— SUPPLIED DATA —
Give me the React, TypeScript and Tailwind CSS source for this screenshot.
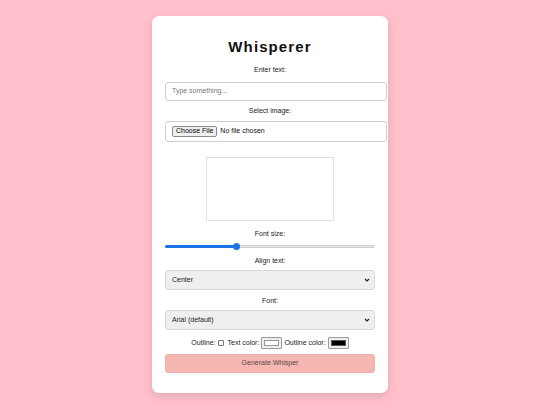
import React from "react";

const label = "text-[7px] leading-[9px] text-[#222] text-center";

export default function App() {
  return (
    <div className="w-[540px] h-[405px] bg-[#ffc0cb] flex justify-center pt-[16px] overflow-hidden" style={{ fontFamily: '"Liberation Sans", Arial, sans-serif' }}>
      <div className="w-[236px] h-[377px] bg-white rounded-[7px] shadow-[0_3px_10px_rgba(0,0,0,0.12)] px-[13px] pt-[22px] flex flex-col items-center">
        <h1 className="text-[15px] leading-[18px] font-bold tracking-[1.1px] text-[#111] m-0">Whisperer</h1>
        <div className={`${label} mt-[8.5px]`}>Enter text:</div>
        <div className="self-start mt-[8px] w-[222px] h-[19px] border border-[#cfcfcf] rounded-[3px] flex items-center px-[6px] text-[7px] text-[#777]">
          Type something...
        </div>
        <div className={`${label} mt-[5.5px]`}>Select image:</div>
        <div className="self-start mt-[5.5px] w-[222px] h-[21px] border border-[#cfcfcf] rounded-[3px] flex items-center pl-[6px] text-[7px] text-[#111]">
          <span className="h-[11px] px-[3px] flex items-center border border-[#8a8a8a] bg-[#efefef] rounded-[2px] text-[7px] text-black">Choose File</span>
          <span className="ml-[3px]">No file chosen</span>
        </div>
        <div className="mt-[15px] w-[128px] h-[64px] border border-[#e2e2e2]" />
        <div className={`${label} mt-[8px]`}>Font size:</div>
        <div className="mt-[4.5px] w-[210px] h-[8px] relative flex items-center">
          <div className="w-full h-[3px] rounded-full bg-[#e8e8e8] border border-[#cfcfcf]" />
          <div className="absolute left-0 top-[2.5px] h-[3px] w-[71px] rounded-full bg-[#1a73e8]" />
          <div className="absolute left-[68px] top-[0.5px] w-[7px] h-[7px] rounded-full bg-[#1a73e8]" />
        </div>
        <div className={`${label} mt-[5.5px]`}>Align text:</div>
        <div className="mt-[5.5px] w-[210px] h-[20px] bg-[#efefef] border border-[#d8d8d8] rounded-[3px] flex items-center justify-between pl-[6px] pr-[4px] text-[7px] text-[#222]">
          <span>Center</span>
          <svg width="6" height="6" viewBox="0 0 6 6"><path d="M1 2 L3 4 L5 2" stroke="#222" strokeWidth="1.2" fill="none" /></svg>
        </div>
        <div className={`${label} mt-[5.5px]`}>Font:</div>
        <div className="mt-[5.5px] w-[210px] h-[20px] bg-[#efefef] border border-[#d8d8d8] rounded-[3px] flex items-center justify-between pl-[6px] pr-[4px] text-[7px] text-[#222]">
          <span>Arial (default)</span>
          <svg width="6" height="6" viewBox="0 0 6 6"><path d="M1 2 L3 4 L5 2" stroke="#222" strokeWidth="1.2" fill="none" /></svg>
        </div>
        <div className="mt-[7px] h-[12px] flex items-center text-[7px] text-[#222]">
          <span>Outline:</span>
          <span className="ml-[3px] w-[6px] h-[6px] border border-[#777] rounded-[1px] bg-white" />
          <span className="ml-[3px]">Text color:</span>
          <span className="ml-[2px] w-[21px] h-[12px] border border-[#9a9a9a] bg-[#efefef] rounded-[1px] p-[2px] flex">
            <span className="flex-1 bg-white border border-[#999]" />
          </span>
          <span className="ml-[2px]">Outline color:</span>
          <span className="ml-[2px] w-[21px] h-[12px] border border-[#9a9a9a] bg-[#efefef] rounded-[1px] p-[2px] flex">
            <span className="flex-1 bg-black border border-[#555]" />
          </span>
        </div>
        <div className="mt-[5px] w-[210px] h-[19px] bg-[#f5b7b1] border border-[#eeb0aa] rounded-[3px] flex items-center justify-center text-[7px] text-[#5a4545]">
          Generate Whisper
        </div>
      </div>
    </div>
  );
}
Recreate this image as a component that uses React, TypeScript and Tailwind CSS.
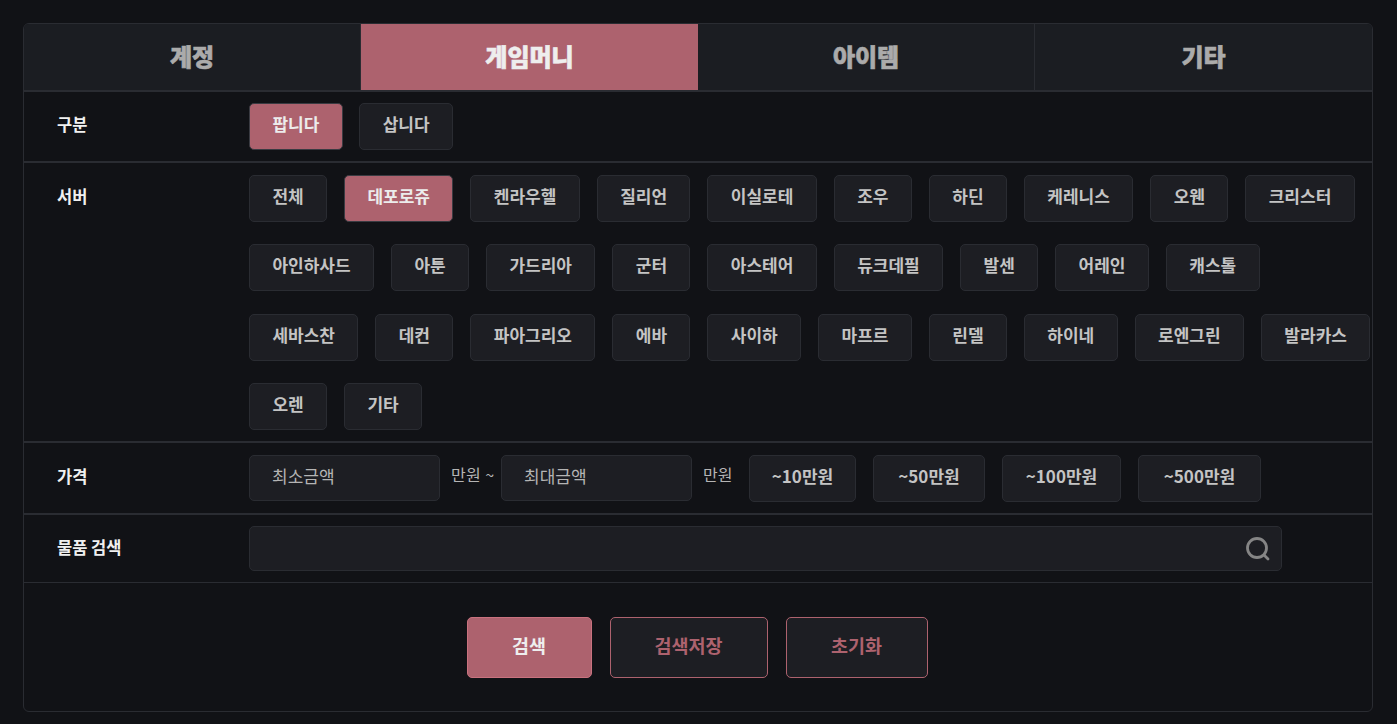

— GIVEN REQUEST —
Your job is to transcribe the entries above exactly; skip the pictures.

— RESULT OF THIS TASK —
Give me the React, TypeScript and Tailwind CSS source for this screenshot.
import React from "react";

const label = "text-[7px] leading-[9px] text-[#222] text-center";

export default function App() {
  return (
    <div className="w-[540px] h-[405px] bg-[#ffc0cb] flex justify-center pt-[16px] overflow-hidden" style={{ fontFamily: '"Liberation Sans", Arial, sans-serif' }}>
      <div className="w-[236px] h-[377px] bg-white rounded-[7px] shadow-[0_3px_10px_rgba(0,0,0,0.12)] px-[13px] pt-[22px] flex flex-col items-center">
        <h1 className="text-[15px] leading-[18px] font-bold tracking-[1.1px] text-[#111] m-0">Whisperer</h1>
        <div className={`${label} mt-[8.5px]`}>Enter text:</div>
        <div className="self-start mt-[8px] w-[222px] h-[19px] border border-[#cfcfcf] rounded-[3px] flex items-center px-[6px] text-[7px] text-[#777]">
          Type something...
        </div>
        <div className={`${label} mt-[5.5px]`}>Select image:</div>
        <div className="self-start mt-[5.5px] w-[222px] h-[21px] border border-[#cfcfcf] rounded-[3px] flex items-center pl-[6px] text-[7px] text-[#111]">
          <span className="h-[11px] px-[3px] flex items-center border border-[#8a8a8a] bg-[#efefef] rounded-[2px] text-[7px] text-black">Choose File</span>
          <span className="ml-[3px]">No file chosen</span>
        </div>
        <div className="mt-[15px] w-[128px] h-[64px] border border-[#e2e2e2]" />
        <div className={`${label} mt-[8px]`}>Font size:</div>
        <div className="mt-[4.5px] w-[210px] h-[8px] relative flex items-center">
          <div className="w-full h-[3px] rounded-full bg-[#e8e8e8] border border-[#cfcfcf]" />
          <div className="absolute left-0 top-[2.5px] h-[3px] w-[71px] rounded-full bg-[#1a73e8]" />
          <div className="absolute left-[68px] top-[0.5px] w-[7px] h-[7px] rounded-full bg-[#1a73e8]" />
        </div>
        <div className={`${label} mt-[5.5px]`}>Align text:</div>
        <div className="mt-[5.5px] w-[210px] h-[20px] bg-[#efefef] border border-[#d8d8d8] rounded-[3px] flex items-center justify-between pl-[6px] pr-[4px] text-[7px] text-[#222]">
          <span>Center</span>
          <svg width="6" height="6" viewBox="0 0 6 6"><path d="M1 2 L3 4 L5 2" stroke="#222" strokeWidth="1.2" fill="none" /></svg>
        </div>
        <div className={`${label} mt-[5.5px]`}>Font:</div>
        <div className="mt-[5.5px] w-[210px] h-[20px] bg-[#efefef] border border-[#d8d8d8] rounded-[3px] flex items-center justify-between pl-[6px] pr-[4px] text-[7px] text-[#222]">
          <span>Arial (default)</span>
          <svg width="6" height="6" viewBox="0 0 6 6"><path d="M1 2 L3 4 L5 2" stroke="#222" strokeWidth="1.2" fill="none" /></svg>
        </div>
        <div className="mt-[7px] h-[12px] flex items-center text-[7px] text-[#222]">
          <span>Outline:</span>
          <span className="ml-[3px] w-[6px] h-[6px] border border-[#777] rounded-[1px] bg-white" />
          <span className="ml-[3px]">Text color:</span>
          <span className="ml-[2px] w-[21px] h-[12px] border border-[#9a9a9a] bg-[#efefef] rounded-[1px] p-[2px] flex">
            <span className="flex-1 bg-white border border-[#999]" />
          </span>
          <span className="ml-[2px]">Outline color:</span>
          <span className="ml-[2px] w-[21px] h-[12px] border border-[#9a9a9a] bg-[#efefef] rounded-[1px] p-[2px] flex">
            <span className="flex-1 bg-black border border-[#555]" />
          </span>
        </div>
        <div className="mt-[5px] w-[210px] h-[19px] bg-[#f5b7b1] border border-[#eeb0aa] rounded-[3px] flex items-center justify-center text-[7px] text-[#5a4545]">
          Generate Whisper
        </div>
      </div>
    </div>
  );
}
Recreate this image as a component that uses React, TypeScript and Tailwind CSS.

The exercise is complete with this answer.